The productive capacity of the country was, however, kept in check by a rigid policy of licensing so that even a manufacturer of motor bikes could only produce as many as his licence permitted. With socialist instincts running through its veins, the government found its finances in perpetual deficit as it made efforts to create jobs which were in turn protected by costly guarantees that were a severe strain on companies. Ironically, it took the cataclysmic second oil shock sparked by the 1991 Gulf War to cause India to awake to the reality that having 330 million people, or 40% of the population, in total poverty was neither moral nor compatible with sustaining its position as the world’s largest democracy. Narasimha Rao who became Prime Minister after the assassination of Rajiv Gandhi, appointed the economist Manmohan Singh, current Prime Minister, as Finance Minister. Unlike China, India took the route of the IMF, devaluing the currency, removing import and export restrictions and expensive bureaucracy.

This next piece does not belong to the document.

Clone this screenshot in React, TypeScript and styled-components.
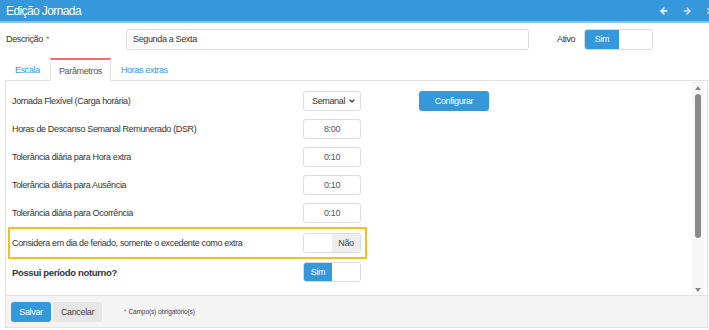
import React from 'react';
import styled, { createGlobalStyle } from 'styled-components';
import { ArrowLeft, ArrowRight, X, ChevronDown } from 'lucide-react';

const GlobalStyle = createGlobalStyle`
    body {
        margin: 0;
        background: #fff;
        font-family: "Liberation Sans", Arial, sans-serif;
        color: #333;
        letter-spacing: -0.35px;
    }
`;

const Window = styled('div')`
    width: 709px;
    height: 330px;
    display: flex;
    flex-direction: column;
    overflow: hidden;
    background: #fff;
`;

const Header = styled('div')`
    height: 21px;
    flex: none;
    display: flex;
    align-items: center;
    background: #3498db;
    border-bottom: 2px solid #8cc4ec;
    color: #fff;
    padding-left: 6px;
`;

const Title = styled('span')`
    font-size: 12px;
    letter-spacing: -0.6px;
    flex: 1;
`;

const HeaderIcons = styled('div')`
    display: flex;
    align-items: center;
    gap: 13px;
    margin-right: -6px;
`;

const DescRow = styled('div')`
    display: flex;
    align-items: center;
    height: 22px;
    margin-top: 5px;
    padding-left: 6px;
    font-size: 9px;
`;

const Label = styled('span')<{ width?: number }>`
    width: ${p => (p.width ? `${p.width}px` : 'auto')};
    flex: none;
    color: #333;
`;

const Required = styled('span')`
    color: #e74c3c;
    margin-left: 3px;
`;

const TextInput = styled('div')`
    width: 395px;
    height: 19px;
    border: 1px solid #dcdcdc;
    border-radius: 3px;
    display: flex;
    align-items: center;
    padding-left: 6px;
    color: #333;
    margin-right: 28px;
`;

const Toggle = styled('div')<{ width: number; height: number }>`
    width: ${p => p.width}px;
    height: ${p => p.height}px;
    border: 1px solid #dcdcdc;
    border-radius: 3px;
    display: flex;
    overflow: hidden;
    box-sizing: border-box;
    flex: none;
`;

const ToggleHalf = styled('div')<{ kind: 'on' | 'off' | 'blank' }>`
    flex: 1;
    display: flex;
    align-items: center;
    justify-content: center;
    font-size: 9px;
    background: ${p => (p.kind === 'on' ? '#3498db' : p.kind === 'off' ? '#eeeeee' : '#fff')};
    color: ${p => (p.kind === 'on' ? '#fff' : '#444')};
`;

const Tabs = styled('div')`
    display: flex;
    align-items: flex-end;
    height: 23px;
    margin-top: 7px;
    padding-left: 5px;
    font-size: 9px;
`;

const Tab = styled('div')<{ active?: boolean }>`
    height: 23px;
    box-sizing: border-box;
    display: flex;
    align-items: center;
    padding: 0 ${p => (p.active ? '8px' : '9px')};
    color: ${p => (p.active ? '#555' : '#3498db')};
    background: #fff;
    border: 1px solid ${p => (p.active ? '#e2e2e2' : 'transparent')};
    border-top: 2px solid ${p => (p.active ? '#f36c6c' : 'transparent')};
    border-bottom: none;
    margin-bottom: ${p => (p.active ? '-1px' : '0')};
    position: relative;
`;

const Panel = styled('div')`
    margin-left: 5px;
    width: 703px;
    height: 216px;
    box-sizing: border-box;
    border: 1px solid #e2e2e2;
    display: flex;
    flex: none;
`;

const Body = styled('div')`
    flex: 1;
    padding-top: 6px;
    display: flex;
    flex-direction: column;
    font-size: 9px;
`;

const Row = styled('div')<{ height?: number }>`
    height: ${p => p.height ?? 28}px;
    display: flex;
    align-items: center;
    padding-left: 6px;
    flex: none;
`;

const RowLabel = styled('span')<{ bold?: boolean; width?: number }>`
    width: ${p => p.width ?? 291}px;
    flex: none;
    font-weight: ${p => (p.bold ? 700 : 400)};
    font-size: ${p => (p.bold ? '9.5px' : '9px')};
    color: #333;
`;

const Highlight = styled('div')`
    margin-left: 2px;
    width: 359px;
    height: 32px;
    box-sizing: border-box;
    border: 2px solid #f7bd22;
    display: flex;
    align-items: center;
    padding-left: 2px;
    flex: none;
`;

const SmallBox = styled('div')`
    width: 58px;
    height: 20px;
    box-sizing: border-box;
    border: 1px solid #dcdcdc;
    border-radius: 3px;
    display: flex;
    align-items: center;
    justify-content: center;
    color: #555;
    flex: none;
`;

const SelectBox = styled(SmallBox)`
    justify-content: space-between;
    padding: 0 4px 0 8px;
    color: #333;
`;

const Spacer = styled('div')<{ width: number }>`
    width: ${p => p.width}px;
    flex: none;
`;

const BlueButton = styled('div')<{ width: number }>`
    width: ${p => p.width}px;
    height: 20px;
    border-radius: 3px;
    background: #3498db;
    color: #fff;
    display: flex;
    align-items: center;
    justify-content: center;
    font-size: 9px;
    flex: none;
`;

const GreyButton = styled(BlueButton)`
    background: #e6e6e6;
    color: #444;
`;

const ScrollTrack = styled('div')`
    width: 12px;
    margin-right: 3px;
    background: #f7f7f7;
    display: flex;
    flex-direction: column;
    align-items: center;
`;

const Arrow = styled('div')<{ up?: boolean }>`
    width: 0;
    height: 0;
    border-left: 3px solid transparent;
    border-right: 3px solid transparent;
    ${p => (p.up ? 'border-bottom: 4px solid #888;' : 'border-top: 4px solid #888;')}
    margin: ${p => (p.up ? '5px 0 4px' : 'auto 0 3px')};
`;

const Thumb = styled('div')`
    width: 6px;
    height: 144px;
    border-radius: 3px;
    background: #8a8a8a;
`;

const Footer = styled('div')`
    margin-left: 5px;
    width: 703px;
    height: 32px;
    box-sizing: border-box;
    background: #f4f4f4;
    border: 1px solid #e2e2e2;
    border-top: none;
    display: flex;
    align-items: center;
    padding-left: 5px;
    gap: 2px;
    flex: none;
`;

const Note = styled('span')`
    font-size: 6.5px;
    letter-spacing: -0.1px;
    color: #444;
    margin-left: 20px;
`;

const App = () => {
    const params = [
        { label: 'Horas de Descanso Semanal Remunerado (DSR)', value: '8:00' },
        { label: 'Tolerância diária para Hora extra', value: '0:10' },
        { label: 'Tolerância diária para Ausência', value: '0:10' },
        { label: 'Tolerância diária para Ocorrência', value: '0:10' },
    ];

    return (
        <Window>
            <GlobalStyle />
            <Header>
                <Title>Edição Jornada</Title>
                <HeaderIcons>
                    <ArrowLeft size={10} strokeWidth={3.5} />
                    <ArrowRight size={10} strokeWidth={3.5} color="#cfe6f7" />
                    <X size={10} strokeWidth={2.5} />
                </HeaderIcons>
            </Header>

            <DescRow>
                <Label width={120}>
                    Descrição<Required>*</Required>
                </Label>
                <TextInput>Segunda a Sexta</TextInput>
                <Label width={27}>Ativo</Label>
                <Toggle width={69} height={21}>
                    <ToggleHalf kind="on" style={{ flex: 'none', width: 34 }}>Sim</ToggleHalf>
                    <ToggleHalf kind="blank" />
                </Toggle>
            </DescRow>

            <Tabs>
                <Tab>Escala</Tab>
                <Tab active>Parâmetros</Tab>
                <Tab>Horas extras</Tab>
            </Tabs>

            <Panel>
                <Body>
                    <Row>
                        <RowLabel>Jornada Flexível (Carga horária)</RowLabel>
                        <SelectBox>
                            Semanal
                            <ChevronDown size={8} strokeWidth={3.5} />
                        </SelectBox>
                        <Spacer width={58} />
                        <BlueButton width={70}>Configurar</BlueButton>
                    </Row>
                    {params.map(p => (
                        <Row key={p.label}>
                            <RowLabel>{p.label}</RowLabel>
                            <SmallBox>{p.value}</SmallBox>
                        </Row>
                    ))}
                    <Highlight>
                        <RowLabel>
                            Considera em dia de feriado, somente o excedente como extra
                        </RowLabel>
                        <Toggle width={58} height={20}>
                            <ToggleHalf kind="blank" />
                            <ToggleHalf kind="off">Não</ToggleHalf>
                        </Toggle>
                    </Highlight>
                    <Row height={26}>
                        <RowLabel bold>Possui período noturno?</RowLabel>
                        <Toggle width={58} height={20}>
                            <ToggleHalf kind="on">Sim</ToggleHalf>
                            <ToggleHalf kind="blank" />
                        </Toggle>
                    </Row>
                </Body>
                <ScrollTrack>
                    <Arrow up />
                    <Thumb />
                    <Arrow />
                </ScrollTrack>
            </Panel>

            <Footer>
                <BlueButton width={40}>Salvar</BlueButton>
                <GreyButton width={49}>Cancelar</GreyButton>
                <Note>
                    <Required style={{ marginLeft: 0, marginRight: 2 }}>*</Required>
                    Campo(s) obrigatório(s)
                </Note>
            </Footer>
        </Window>
    );
};

export default App;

It is the result of the vision of these leaders and the number and energy of their people that is causing such consternation among Westerners and Americans in particular who see their solo superpower role under threat from the rapid growth of these two economies. For China the growth rate has been averaging 10% per annum while India’s at 6% may seem modest except when it is compared with the 3% in the US and other western countries. Indeed the admired has become the admirer and Lee Kuan Yew told a Forbes Conference in 2006 that he has been visiting China “every year and each time he is surprised at the rapid changes”.

These two countries both have young populations, high Asian saving rates and have put in place measures which barring some catastrophe can keep growth in the high single-digit range for decades. Admittedly they have come from a low economic base but with the substantial catching up they still have to do, there is no reason for them to slow down.